We know that, in this case, even though no single log went missing from the data, we didn’t live up to the high standards you expect from us, and we deeply apologize for that. We had many takeaways from this incident, with many in the process of being applied, and the rest will follow. Our engineers are working feverishly around the clock to improve the tools, the automation, the procedures, and the infrastructure so these kinds of incidents won't happen again. We are continuously working, as stated in the Remediation Section, to remove all manual processes and eliminate the incidence of human error. At the same, we are also working on improving our disaster recovery processes to further reduce the downtime in extreme situations.
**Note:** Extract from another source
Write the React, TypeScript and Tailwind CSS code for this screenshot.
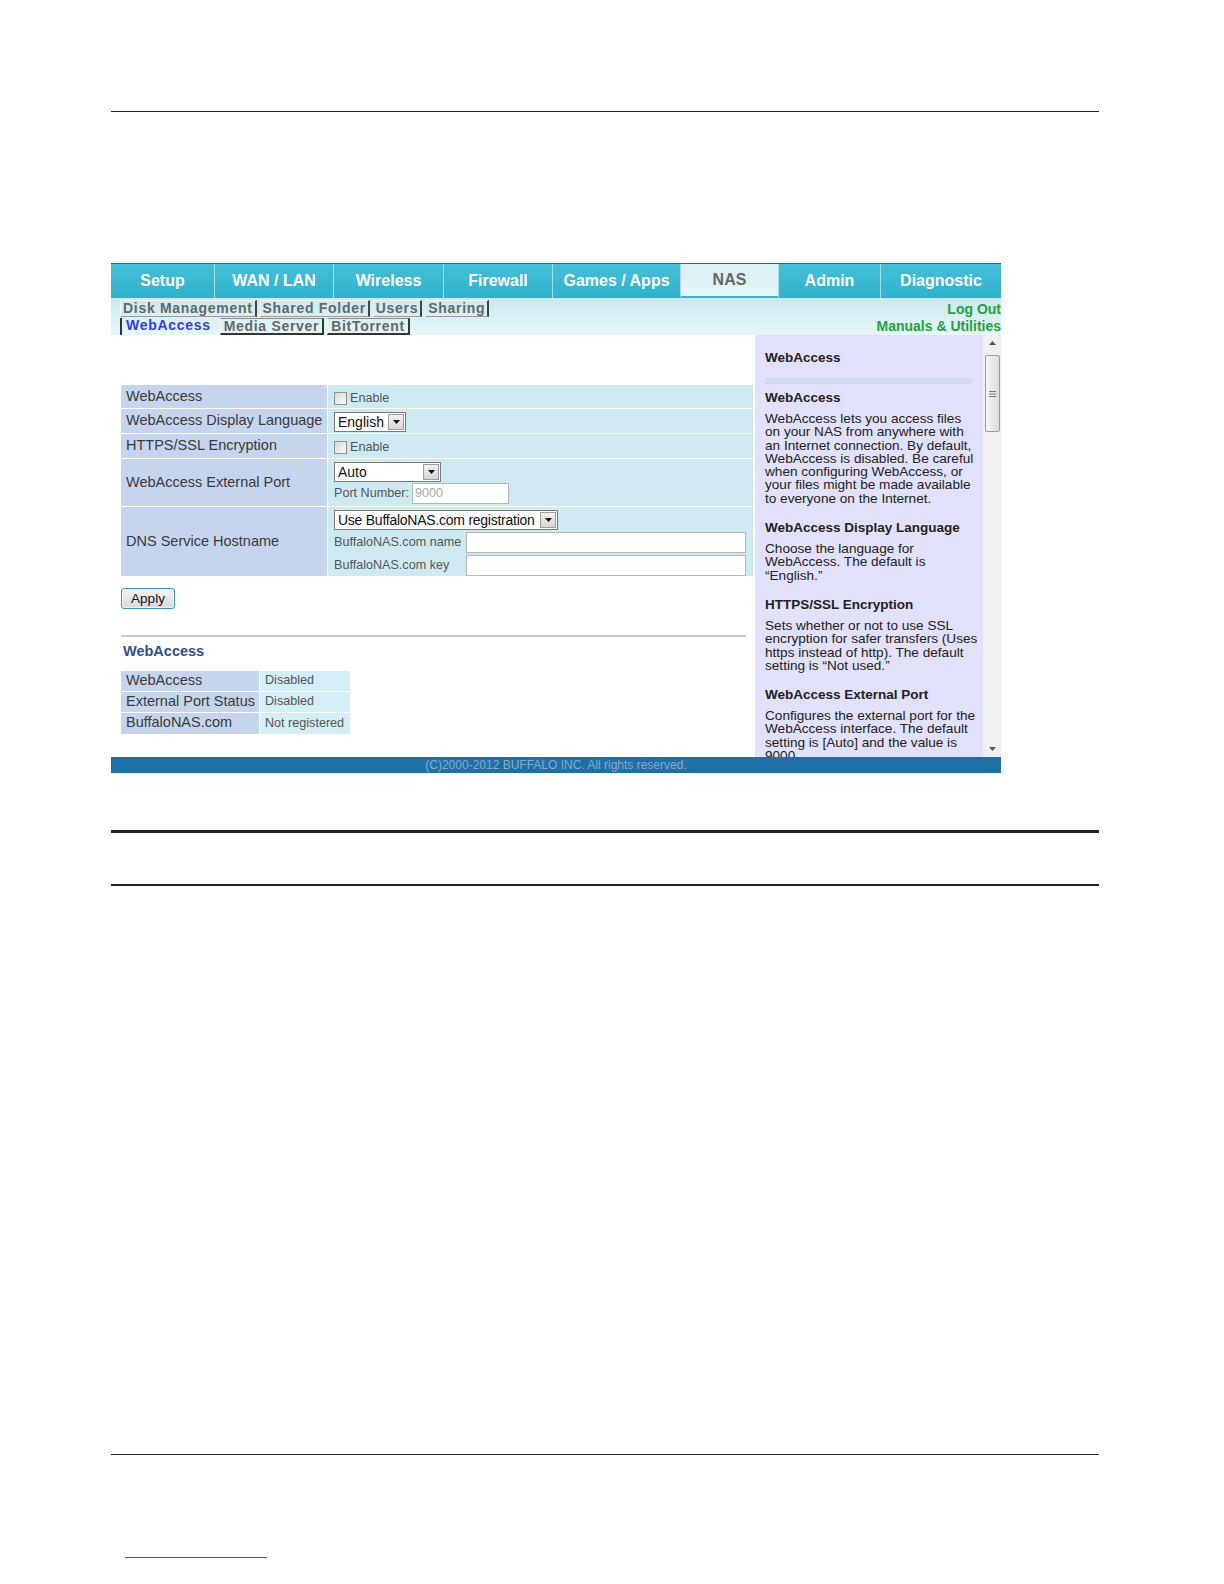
import React from "react";

const tabs = [
  { label: "Setup", w: "w-[103px]", active: false },
  { label: "WAN / LAN", w: "w-[119px]", active: false },
  { label: "Wireless", w: "w-[110px]", active: false },
  { label: "Firewall", w: "w-[109px]", active: false },
  { label: "Games / Apps", w: "w-[128px]", active: false },
  { label: "NAS", w: "w-[98px]", active: true },
  { label: "Admin", w: "w-[102px]", active: false },
  { label: "Diagnostic", w: "w-[121px]", active: false },
];

const help = [
  {
    title: "WebAccess",
    lines: [
      "WebAccess lets you access files",
      "on your NAS from anywhere with",
      "an Internet connection. By default,",
      "WebAccess is disabled. Be careful",
      "when configuring WebAccess, or",
      "your files might be made available",
      "to everyone on the Internet.",
    ],
  },
  {
    title: "WebAccess Display Language",
    lines: ["Choose the language for", "WebAccess. The default is", "\u201CEnglish.\u201D"],
  },
  {
    title: "HTTPS/SSL Encryption",
    lines: [
      "Sets whether or not to use SSL",
      "encryption for safer transfers (Uses",
      "https instead of http). The default",
      "setting is \u201CNot used.\u201D",
    ],
  },
  {
    title: "WebAccess External Port",
    lines: [
      "Configures the external port for the",
      "WebAccess interface. The default",
      "setting is [Auto] and the value is",
      "9000",
    ],
  },
];

function Checkbox() {
  return (
    <div className="flex items-center gap-[3px] pt-[4px]">
      <span className="w-[13px] h-[13px] border border-[#8f8f8f] bg-linear-to-br from-[#d8d8d8] to-[#fbfbfb]" />
      <span className="text-[12.6px] text-[#555]">Enable</span>
    </div>
  );
}

function Select({
  value,
  w,
  h,
  tight = false,
}: {
  value: string;
  w: string;
  h: string;
  tight?: boolean;
}) {
  return (
    <div className={`${w} ${h} flex items-stretch bg-white border border-[#7a7a7a]`}>
      <span
        className={`flex-1 pl-[3px] text-[14px] leading-[18px] text-[#111] whitespace-nowrap overflow-hidden ${
          tight ? "tracking-[-0.25px]" : ""
        }`}
      >
        {value}
      </span>
      <span className="w-[16px] m-px flex items-center justify-center border border-[#9c9c9c] bg-linear-to-b from-[#f2f2f2] to-[#d6d6d6]">
        <svg width="7" height="4" viewBox="0 0 7 4">
          <path d="M0 0h7L3.5 4z" fill="#111" />
        </svg>
      </span>
    </div>
  );
}

function TextBox({ w, value }: { w: string; value?: string }) {
  return (
    <div className={`${w} h-[21px] bg-white border border-[#b5b5b5] pl-[2px] text-[12.6px] leading-[19px] text-[#a8a8a8]`}>
      {value}
    </div>
  );
}

function FormRow({
  label,
  h,
  children,
}: {
  label: string;
  h: string;
  children: React.ReactNode;
}) {
  return (
    <div className={`flex gap-px ${h}`}>
      <div className="w-[206px] bg-[#c6d5ee] flex items-center pl-[5px] text-[14.5px] text-[#3a3a3a] whitespace-nowrap">
        {label}
      </div>
      <div className="flex-1 bg-[#cdeaf2] pl-[6px]">{children}</div>
    </div>
  );
}

function StatusRow({ label, value, h }: { label: string; value: string; h: string }) {
  return (
    <div className={`flex gap-px ${h}`}>
      <div className="w-[138px] bg-[#c6d5ee] flex items-center pl-[5px] text-[14.5px] text-[#3a3a3a] whitespace-nowrap">
        {label}
      </div>
      <div className="w-[90px] bg-[#d3eef6] flex items-center pl-[5px] text-[12.6px] text-[#555] whitespace-nowrap">
        {value}
      </div>
    </div>
  );
}

function Scrollbar() {
  return (
    <div className="w-[18px] bg-[#f0f0f0] flex flex-col items-center">
      <div className="h-[16px] flex items-center justify-center">
        <svg width="7" height="4" viewBox="0 0 7 4">
          <path d="M0 4h7L3.5 0z" fill="#555" />
        </svg>
      </div>
      <div className="mt-[4px] w-[15px] h-[77px] rounded-[2px] border border-[#9b9b9b] bg-linear-to-r from-[#f6f6f6] to-[#dcdcdc] flex items-center justify-center">
        <svg width="7" height="6" viewBox="0 0 7 6">
          <path d="M0 0.5h7M0 3h7M0 5.5h7" stroke="#777" strokeWidth="1" />
        </svg>
      </div>
      <div className="flex-1" />
      <div className="h-[16px] flex items-center justify-center">
        <svg width="7" height="4" viewBox="0 0 7 4">
          <path d="M0 0h7L3.5 4z" fill="#555" />
        </svg>
      </div>
    </div>
  );
}

function RouterScreen() {
  return (
    <div className="w-[890px] h-[510px] flex flex-col font-['Liberation_Sans',Arial,sans-serif] overflow-hidden">
      {/* main tabs */}
      <div className="h-[35px] border-t border-[#2a6a86] flex">
        {tabs.map((t, i) => (
          <div
            key={t.label}
            className={`${t.w} h-full flex items-center justify-center text-[16px] font-bold ${
              i > 0 ? "border-l border-[#a7dde8]" : ""
            } ${
              t.active
                ? "bg-linear-to-b from-[#dbeff4] to-[#e6f5f8] text-[#666] border-b-2 border-b-[#3cb4cc]"
                : "bg-linear-to-b from-[#46bfd8] to-[#2fb1cc] text-white"
            }`}
          >
            {t.label}
          </div>
        ))}
      </div>

      {/* sub navigation */}
      <div className="h-[37px] bg-linear-to-b from-[#c8eaf0] to-[#e6f7f9] flex justify-between pt-[2px]">
        <div className="flex flex-col gap-px pl-[9px]">
          <div className="flex gap-[3px] h-[17px] items-stretch text-[14px] font-bold text-[#666] leading-[15px] tracking-[0.7px]">
            {["Disk Management", "Shared Folder", "Users", "Sharing"].map((s) => (
              <span key={s} className="px-[2px] border-r-2 border-b border-r-[#444] border-b-[#9a9a9a] border-t border-t-[#f2f2f2] border-l border-l-[#f2f2f2] whitespace-nowrap">
                {s}
              </span>
            ))}
          </div>
          <div className="flex gap-[3px] h-[17px] items-stretch text-[14px] font-bold leading-[15px] tracking-[0.7px]">
            <span className="pl-[4px] pr-[6px] border-l-2 border-[#333] text-[#3838ee] whitespace-nowrap">
              WebAccess
            </span>
            {["Media Server", "BitTorrent"].map((s) => (
              <span key={s} className="px-[3px] text-[#666] border-t border-t-[#8a8a8a] border-r-2 border-r-[#333] border-b-2 border-b-[#333] border-l border-l-[#f2f2f2] whitespace-nowrap">
                {s}
              </span>
            ))}
          </div>
        </div>
        <div className="flex flex-col items-end text-[14px] font-bold text-[#26a03a] leading-[17px] pt-px">
          <span>Log Out</span>
          <span>Manuals &amp; Utilities</span>
        </div>
      </div>

      {/* body */}
      <div className="h-[422px] flex">
        <div className="w-[644px] bg-white pl-[10px] pt-[50px]">
          <div className="w-[632px] flex flex-col gap-px">
            <FormRow label="WebAccess" h="h-[23px]">
              <Checkbox />
            </FormRow>
            <FormRow label="WebAccess Display Language" h="h-[24px]">
              <div className="pt-[3px]">
                <Select value="English" w="w-[72px]" h="h-[20px]" />
              </div>
            </FormRow>
            <FormRow label="HTTPS/SSL Encryption" h="h-[24px]">
              <Checkbox />
            </FormRow>
            <FormRow label="WebAccess External Port" h="h-[47px]">
              <div className="pt-[3px] flex flex-col gap-px">
                <Select value="Auto" w="w-[107px]" h="h-[20px]" />
                <div className="flex items-center gap-[3px]">
                  <span className="text-[12.6px] text-[#555] whitespace-nowrap">Port Number:</span>
                  <TextBox w="w-[97px]" value="9000" />
                </div>
              </div>
            </FormRow>
            <FormRow label="DNS Service Hostname" h="h-[69px]">
              <div className="pt-[3px] flex flex-col gap-[2px]">
                <Select value="Use BuffaloNAS.com registration" w="w-[224px]" h="h-[20px]" tight />
                <div className="flex items-center">
                  <span className="w-[132px] text-[12.6px] text-[#555] whitespace-nowrap">BuffaloNAS.com name</span>
                  <TextBox w="w-[280px]" />
                </div>
                <div className="flex items-center">
                  <span className="w-[132px] text-[12.6px] text-[#555] whitespace-nowrap">BuffaloNAS.com key</span>
                  <TextBox w="w-[280px]" />
                </div>
              </div>
            </FormRow>
          </div>

          <button className="mt-[12px] w-[54px] h-[21px] rounded-[3px] border border-[#3d8fc4] bg-linear-to-b from-[#f4f4f4] to-[#d9d9d9] text-[13.5px] text-[#111] leading-[18px] shadow-[inset_0_0_0_1px_#e9f3fa]">
            Apply
          </button>

          <div className="mt-[25px] w-[625px] h-[2px] bg-[#c9c9c9]" />

          <div className="mt-[6px] pl-[2px] h-[16px] text-[14.5px] font-bold text-[#2c4f8e] leading-[16px]">
            WebAccess
          </div>

          <div className="mt-[12px] flex flex-col gap-px">
            <StatusRow label="WebAccess" value="Disabled" h="h-[20px]" />
            <StatusRow label="External Port Status" value="Disabled" h="h-[20px]" />
            <StatusRow label="BuffaloNAS.com" value="Not registered" h="h-[21px]" />
          </div>
        </div>

        <div className="w-[228px] bg-[#e1e1fb] pl-[10px] pr-[6px] pt-[15px] overflow-hidden">
          <div className="h-[16px] text-[13.5px] font-bold text-[#222] leading-[16px]">WebAccess</div>
          <div className="mt-[12px] h-[6px] w-[207px] bg-[#d0daf1]" />
          <div className="mt-[6px]">
            {help.map((s) => (
              <div key={s.title} className="mb-[15px]">
                <div className="h-[16px] text-[13.5px] font-bold text-[#222] leading-[16px] whitespace-nowrap">
                  {s.title}
                </div>
                <div className="mt-[6px] text-[13.6px] text-[#222] leading-[13.3px]">
                  {s.lines.map((l) => (
                    <div key={l} className="whitespace-nowrap">
                      {l}
                    </div>
                  ))}
                </div>
              </div>
            ))}
          </div>
        </div>

        <Scrollbar />
      </div>

      {/* footer */}
      <div className="h-[16px] bg-[#2070a8] text-center text-[12px] leading-[16px] text-[#88a9c9]">
        (C)2000-2012 BUFFALO INC. All rights reserved.
      </div>
    </div>
  );
}

export default function App() {
  return (
    <div className="w-[1224px] h-[1584px] bg-white flex flex-col pl-[111px] font-['Liberation_Sans',Arial,sans-serif]">
      <div className="mt-[111px] w-[988px] h-px bg-[#222]" />
      <div className="mt-[151px]">
        <RouterScreen />
      </div>
      <div className="mt-[57px] w-[988px] h-[3px] bg-[#222]" />
      <div className="mt-[51px] w-[988px] h-[2px] bg-[#222]" />
      <div className="mt-[568px] w-[988px] h-px bg-[#222]" />
      <div className="mt-[102px] ml-[14px] w-[142px] h-px bg-[#3f4f9a]" />
    </div>
  );
}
Roi Rav-Hon, Core Team Leader, Logz.io

Posted 4 months ago. Jun 11, 2019 - 22:58 IDT

Resolved
Logs ingestion for all customers are caught up
Posted 4 months ago. Jun 10, 2019 - 21:41 IDT
Update
We are continuing to catch up on recent logs for all customers, we will keep updating here for any further news.
Posted 4 months ago. Jun 10, 2019 - 20:13 IDT
Update
All accounts should have stable login and search.
We are restoring recent logs as a top priority.
Posted 4 months ago. Jun 10, 2019 - 19:11 IDT
Update
Some accounts might experience a degradation with the UI (including search error rates and intermitted login and logout issues). We are working hard on restoring regular service as fast as we can.
Posted 4 months ago. Jun 10, 2019 - 17:38 IDT
Monitoring
Search availability on both Kibana and the API should work as usual for all customers.
Some customers might still have delays in log latency, we are catching up as fast as we can.
Posted 4 months ago. Jun 10, 2019 - 17:11 IDT
Identified
A subset of our Frankfurt region might experience elevated error rates when searching in Kibana or the API. This also might affect altering accuracy and log ingestion delays.
Our engineers have identified the issue and working fiercely to resolve it.
Posted 4 months ago. Jun 10, 2019 - 16:08 IDT
This incident affected: Indexing, User Interface, Alerting, and API.